[Reprinted from pcc50.com, the Polynesian Cultural Center‘s 50th-anniversary website (which is no longer active). Originally posted September 12, 2013; interview and photo by Mike Foley.]
Some background: Tui Kaye Hunt Ikihega was a PCC “baby,” born in 1965 when both her parents — Pātū Tupuola Tevaseu George Hunt and Beth McKinnon Hunt — were working at the Center.
After the family moved to Samoa, in 1970, she came back and worked at the PCC off-and-on from 1983–’88.
She and her family now live in Newcastle, NSW, Australia, where her mother is originally from, and she operates her own cookie bakery business from home.
She and her husband, a Niuean (who didn’t work at the PCC), have five children.
Tui’s early-and-later days at the Center: I first came to the PCC soon after I was born. I was one of the “rug-rats” that scuttled around in a costume and played in the lagoon when I was a little girl.
We left for Samoa in 1970, and
the things that I remember from when I was a kid were so different than when my sister, Tania Hunt, and I came back to attend BYU–Hawaii.
I started in the night show, and later picked up a job in the Maori Village. Thanks to Logo Apelu, I also floated around all of the villages.
The 50th-anniversary reunion is the first time I’ve been back since 1988.

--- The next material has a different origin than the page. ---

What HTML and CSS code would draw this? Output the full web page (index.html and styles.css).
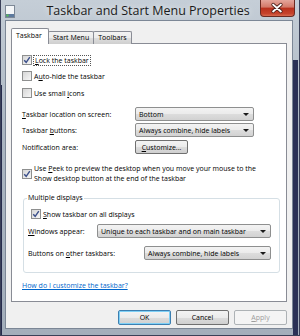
FILE: index.html
```html
<!DOCTYPE html>
<html lang="en">
<head>
    <meta charset="UTF-8">
    <title>Taskbar and Start Menu Properties</title>
    <link rel="stylesheet" href="styles.css">
</head>
<body>
    <div class="window">
        <div class="titlebar">
            <svg class="app-icon" width="10" height="13" viewBox="0 0 10 13">
                <rect x="0.5" y="0.5" width="9" height="12" fill="#f4f6f8" stroke="#7d8896"/>
                <rect x="1" y="9" width="8" height="3" fill="#5d7a9e"/>
                <circle cx="2.5" cy="10.5" r="1.2" fill="#5cb85c"/>
            </svg>
            <span class="title">Taskbar and Start Menu Properties</span>
            <div class="close">
                <svg width="35" height="17" viewBox="0 0 35 17">
                    <path d="M13.5 4.5 L21.5 11.5 M21.5 4.5 L13.5 11.5" stroke="#4a1d18" stroke-width="3.6" stroke-linecap="round"/>
                    <path d="M13.5 4.5 L21.5 11.5 M21.5 4.5 L13.5 11.5" stroke="#ffffff" stroke-width="2" stroke-linecap="round"/>
                </svg>
            </div>
        </div>

        <div class="client">
            <div class="tabs">
                <div class="tab active">Taskbar</div>
                <div class="tab">Start Menu</div>
                <div class="tab">Toolbars</div>
            </div>

            <div class="panel">
                <div class="cb-row">
                    <span class="check on"><svg width="8" height="8" viewBox="0 0 8 8"><path d="M1.2 4.2 L3.2 6.3 L6.8 1.2" fill="none" stroke="#3b4f8a" stroke-width="1.4"/></svg></span>
                    <span class="focus"><u>L</u>ock the taskbar</span>
                </div>
                <div class="cb-row">
                    <span class="check"></span>
                    <span>A<u>u</u>to-hide the taskbar</span>
                </div>
                <div class="cb-row third">
                    <span class="check"></span>
                    <span>Use small <u>i</u>cons</span>
                </div>

                <div class="field first">
                    <span class="label wide"><u>T</u>askbar location on screen:</span>
                    <div class="select w119"><span>Bottom</span><i class="arrow"></i></div>
                </div>
                <div class="field second">
                    <span class="label wide">Taskbar <u>b</u>uttons:</span>
                    <div class="select w119"><span>Always combine, hide labels</span><i class="arrow"></i></div>
                </div>
                <div class="field third">
                    <span class="label wide">Notification area:</span>
                    <div class="btn small"><u>C</u>ustomize...</div>
                </div>

                <div class="peek">
                    <span class="check on"><svg width="8" height="8" viewBox="0 0 8 8"><path d="M1.2 4.2 L3.2 6.3 L6.8 1.2" fill="none" stroke="#3b4f8a" stroke-width="1.4"/></svg></span>
                    <span class="peek-text">Use <u>P</u>eek to preview the desktop when you move your mouse to the<br>Show desktop button at the end of the taskbar</span>
                </div>

                <fieldset class="group">
                    <legend>Multiple displays</legend>
                    <div class="cb-row show">
                        <span class="check on"><svg width="8" height="8" viewBox="0 0 8 8"><path d="M1.2 4.2 L3.2 6.3 L6.8 1.2" fill="none" stroke="#3b4f8a" stroke-width="1.4"/></svg></span>
                        <span><u>S</u>how taskbar on all displays</span>
                    </div>
                    <div class="field appear">
                        <span class="label w69"><u>W</u>indows appear:</span>
                        <div class="select w174"><span>Unique to each taskbar and on main taskbar</span><i class="arrow"></i></div>
                    </div>
                    <div class="field others">
                        <span class="label w116">Buttons on <u>o</u>ther taskbars:</span>
                        <div class="select w127"><span>Always combine, hide labels</span><i class="arrow"></i></div>
                    </div>
                </fieldset>

                <a class="help" href="#">How do I customize the taskbar?</a>
            </div>

            <div class="buttons">
                <div class="btn default">OK</div>
                <div class="btn">Cancel</div>
                <div class="btn disabled"><u>A</u>pply</div>
            </div>
        </div>
    </div>
</body>
</html>
```

FILE: styles.css
```css
body {
    margin: 0;
    font-family: 'Open Sans', 'Liberation Sans', sans-serif;
    font-size: 7px;
    color: #000000;
    background: #1f2442;
}
.window {
    width: 300px;
    height: 336px;
    box-sizing: border-box;
    display: flex;
    flex-direction: column;
    border: 1px solid #3a4058;
    border-top: none;
    background:
        linear-gradient(#2b3156, #2b3156) 292px 60px / 5px 280px no-repeat,
        linear-gradient(#262b4c, #262b4c) 0 85px / 1px 260px no-repeat,
        linear-gradient(#c5ced7, #aab5c1 40%, #a3aebb);
}
.titlebar {
    height: 20px;
    display: flex;
    align-items: flex-start;
}
.app-icon {
    margin: 5px 0 0 4px;
}
.title {
    flex: 1;
    text-align: center;
    font-size: 12.5px;
    line-height: 22px;
    padding-left: 21px;
    color: #1b1b1b;
    text-shadow: 0 0 6px rgba(255, 255, 255, 0.9);
    white-space: nowrap;
}
.close {
    width: 35px;
    height: 17px;
    margin-right: 4px;
    box-sizing: border-box;
    border: 1px solid #6b2a22;
    border-top: none;
    border-radius: 0 0 4px 4px;
    background: linear-gradient(#e4a59b, #d37868 45%, #b8301d 50%, #c6432c 85%, #d86a50);
    display: flex;
}
.close svg {
    margin-left: -1px;
}
.client {
    flex: 1;
    margin: 0 6px 6px 4px;
    padding: 7px 5px 0 5px;
    background: #f0f0f0;
    border: 1px solid #7c8796;
    display: flex;
    flex-direction: column;
}
/* Tabs */
.tabs {
    display: flex;
    align-items: flex-end;
    height: 16px;
    margin-bottom: -1px;
    position: relative;
    z-index: 1;
}
.tab {
    height: 13px;
    box-sizing: border-box;
    padding: 0 4px;
    line-height: 12px;
    border: 1px solid #898c95;
    border-bottom: none;
    border-radius: 2px 2px 0 0;
    margin-left: -1px;
    background: linear-gradient(#f3f3f3, #ebebeb 50%, #dddddd 50%, #cfcfcf);
}
.tab.active {
    height: 16px;
    width: 38px;
    margin-left: 0;
    line-height: 14px;
    background: #ffffff;
    z-index: 2;
    position: relative;
}
.panel {
    height: 259px;
    box-sizing: border-box;
    background: #ffffff;
    border: 1px solid #898c95;
    padding: 8px 0 0 10px;
    display: flex;
    flex-direction: column;
    align-items: flex-start;
}
/* Checkboxes */
.cb-row {
    height: 16px;
    display: flex;
    align-items: center;
}
.cb-row.third {
    margin-top: 1px;
}
.check {
    width: 8px;
    height: 8px;
    border: 1px solid #8e8f8f;
    background: linear-gradient(135deg, #d6d6d6, #f6f6f6);
    margin-right: 2px;
    display: flex;
    flex-shrink: 0;
}
.focus {
    outline: 1px dotted #555555;
    outline-offset: 0;
    padding: 0 1px;
}
/* Form rows */
.field {
    height: 14px;
    display: flex;
    align-items: center;
}
.field.first {
    margin-top: 6px;
}
.field.second {
    margin-top: 2px;
}
.field.third {
    margin-top: 3px;
}
.label {
    white-space: nowrap;
}
.label.wide { width: 113px; }
.label.w69 { width: 69px; }
.label.w116 { width: 116px; }
.select {
    height: 14px;
    box-sizing: border-box;
    display: flex;
    align-items: center;
    padding: 0 4px 0 3px;
    border: 1px solid #8e8f8f;
    border-radius: 2px;
    background: linear-gradient(#f3f3f3, #ebebeb 50%, #dddddd 50%, #d2d2d2);
    white-space: nowrap;
}
.select span {
    flex: 1;
}
.w119 { width: 119px; }
.w174 { width: 174px; }
.w127 { width: 127px; }
.arrow {
    width: 0;
    height: 0;
    border-left: 3px solid transparent;
    border-right: 3px solid transparent;
    border-top: 3px solid #1a1a1a;
}
.btn {
    width: 53px;
    height: 15px;
    box-sizing: border-box;
    display: flex;
    align-items: center;
    justify-content: center;
    border: 1px solid #707070;
    border-radius: 2px;
    background: linear-gradient(#f3f3f3, #ebebeb 50%, #dddddd 50%, #cfcfcf);
}
.btn.small {
    height: 14px;
}
.btn.default {
    border-color: #3c7fb1;
    box-shadow: inset 0 0 0 1px #7fd0f6;
}
.btn.disabled {
    color: #9d9d9d;
    border-color: #adb2b5;
    background: #f4f4f4;
}
/* Peek */
.peek {
    margin-top: 10px;
    display: flex;
    align-items: center;
}
.peek-text {
    line-height: 10px;
    white-space: nowrap;
}
/* Group box */
.group {
    margin: 9px 0 0 1px;
    width: 257px;
    height: 80px;
    box-sizing: border-box;
    padding: 4px 0 0 4px;
    border: 1px solid #d5dfe5;
    border-radius: 3px;
}
.group legend {
    padding: 0 1px;
    margin-left: -1px;
    line-height: 10px;
}
.cb-row.show {
    height: 14px;
    margin-left: 3px;
}
.field.appear {
    margin-top: 3px;
}
.field.others {
    margin-top: 8px;
}
.help {
    margin-top: 8px;
    line-height: 10px;
    color: #0066cc;
}
/* Dialog buttons */
.buttons {
    margin-top: 8px;
    display: flex;
    justify-content: flex-end;
    gap: 5px;
}
```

One of the first things I noticed was the lagoon. I have a fondness for it: I’ve been in it, both voluntarily and involuntarily. I remember fishing a sea turtle out of it when I was a little kid and my shoes when I was a little bigger.
One of the strangest things that ever happened to me here was when I fell off Hauula mountain in the night show. While he was carrying me out, and even though I was bleeding, Chris Budo decided to stop and pose for a tourist photo on the way to the First Aid Office.
On a more tender note, meeting Aunty Vai Fa’amaligi, who recognized me as George and
Beth Hunt’s daughter really touched me. She took me around to see all of the old people who remembered me as a kid, and knowing that they were all still here from the beginning until that time was very special to me.
Now, another 25 years later, a lot of them are still here, but of course, Aunty Vai’s gone. That’s probably the most precious memory I’m going to take back after the reunion. I am awesomely happy to be here.
(On a sadder note, Tui’s father, Pātū George Hunt, passed away in Samoa in February 2022.)